Hi all, I'm the author of llama-ocr. Thank you for sharing & for the kind comments! I built this earlier this week since I wanted a simple API to do OCR – it uses llama 3.2 vision (hosted on together.ai, where i work) to parse images into structured markdown. I also have it available as an npm package.
Planning to add a bunch of other features like the ability to parse PDFs, output a response in JSON, ect... If anyone has any questions, feel free to send them and I'll try to respond!
I put in a bill that has 3 identical line items and it didn't include them as 3 bullet points as usual, but generated a table with a "quantity" column that doesn't exist on the original paper.
Is this amount of larger transformation expected/desirable?
(It also means that the output is sometimes a bullet point list, sometimes a table, making further automatic processing a bit harder.)
I made a script which does exactly the same thing but locally using koboldcpp for inference.
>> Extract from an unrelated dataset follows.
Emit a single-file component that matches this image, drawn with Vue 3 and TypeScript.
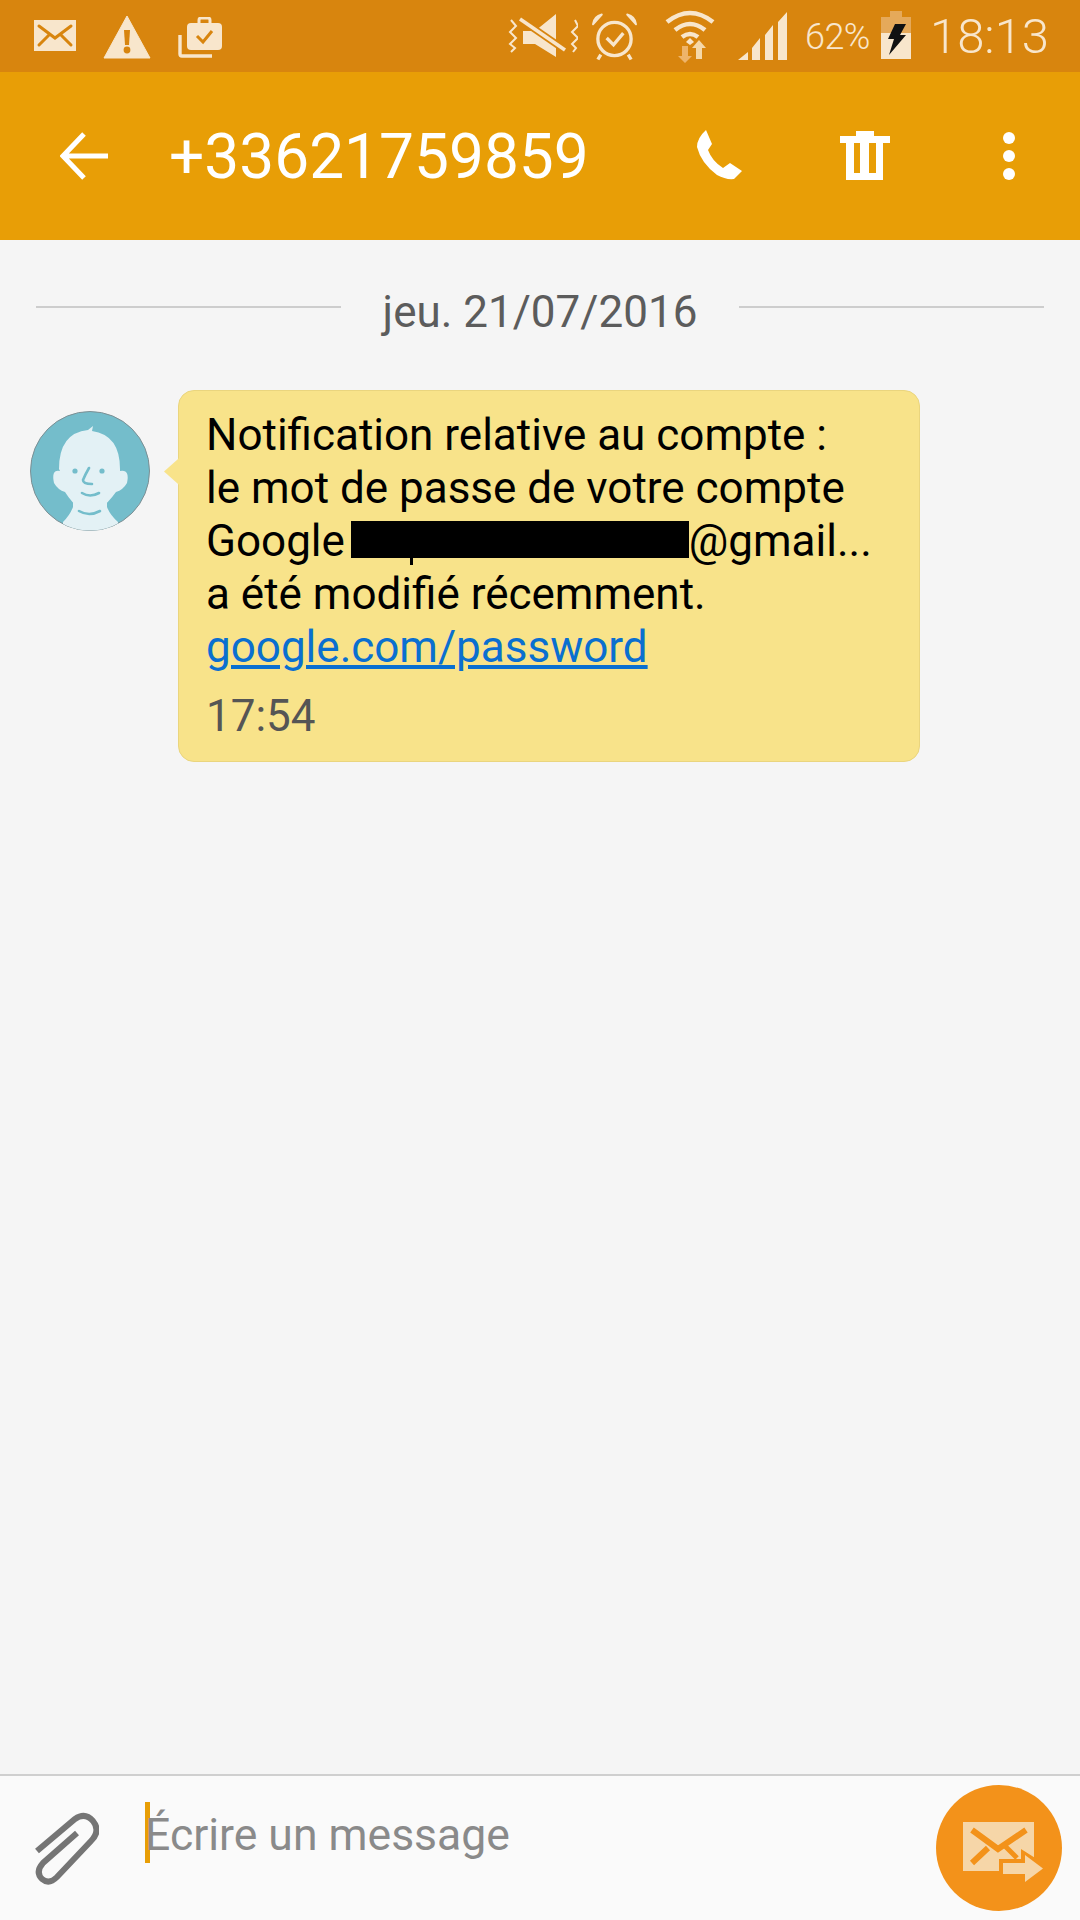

It downloads MiniCPM-V 2.6 with image projector the first time you run it. If you want to use a different model you can, but you will want to edit the instruct template to match.
MiniCPM-v 2.6 is probably the best self-hosted vision model I have used so far. Not just for OCR, but also image analysis. I have it setup, so my NVR (frigate) sends couple of images upon motion alert from a driveway security camera to Ollama with minicpm-v 2.6. I’m able to get a reasonably accurate description of the vehicle that pulled into the driveway. Including describing the person that exits the vehicle and also the license plate. All sent to my phone.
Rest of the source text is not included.